Since men, even young college men, distinguish between the women they want to have casual sex with and the women they want to marry and have children with, Ms. Patton devotes much of her book to telling readers how to fall into the second category. Avoid the campus hookup scene—it's a waste of precious time. Don't binge-drink—you will do stupid things. Realistically assess your looks and act accordingly: If you are only a "six," that handsome "ten" knows he can do better than you and is probably out of your league. Lose excess weight. Act like a lady. Don't swear like a fishwife. Learn to cook. Don't be a whiny, moody, spoiled, entitled princess ("hothouse tomato" is Ms. Patton's term). Cultivate a generous spirit and a readiness to forgive. Don't chase after "bad boys," especially if they display traits such as drug abuse and physical violence. Don't be a gold-digger ("earn your own fortune").

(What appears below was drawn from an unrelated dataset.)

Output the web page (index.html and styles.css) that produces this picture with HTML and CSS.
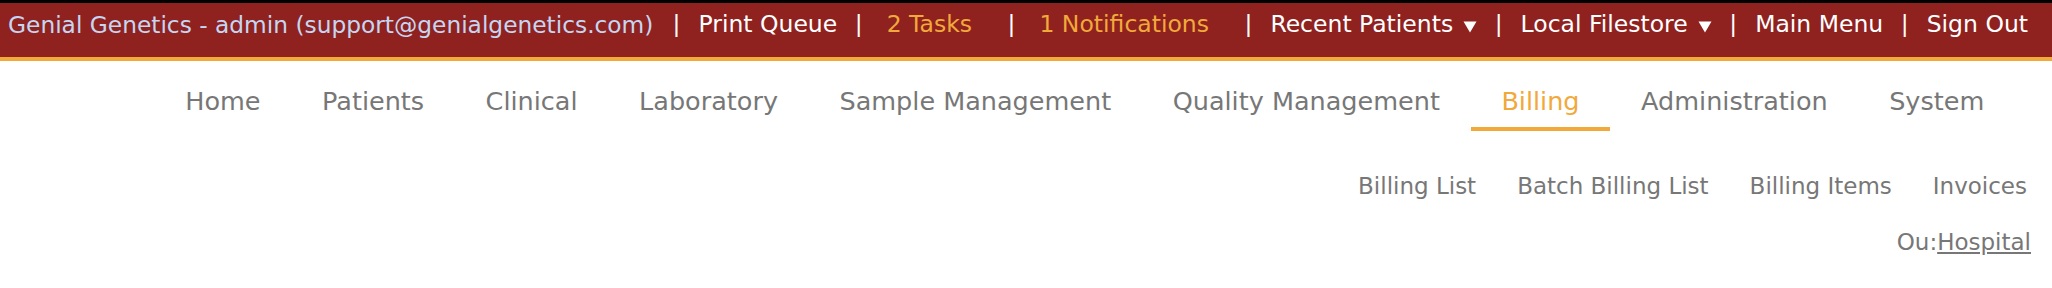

For some young women, "Marry Smart" will be like a trip to the carwash, where the dust of antagonistic feminist doctrine about sex and marriage gets blasted off the windshield so they can see clearly. Ms. Patton's advice mirrors sociologist Peter Berger's observation that "the lightning shaft of Cupid seems to be guided rather strongly within very definite channels of class, income, education, racial and religious background." Although Ms. Patton's tone can seem snobbish and Ivy-centric, what she has to say is meant to apply equally to young women whose best educational prospects turn out to be a state school, a community college or perhaps no college at all: Start looking for a lifelong mate seriously and early on; don't waste time with jerks, criminals and, unless you are exceptionally beautiful, men outside your social class; and cultivate the moral qualities that will make you attractive to a man of moral quality.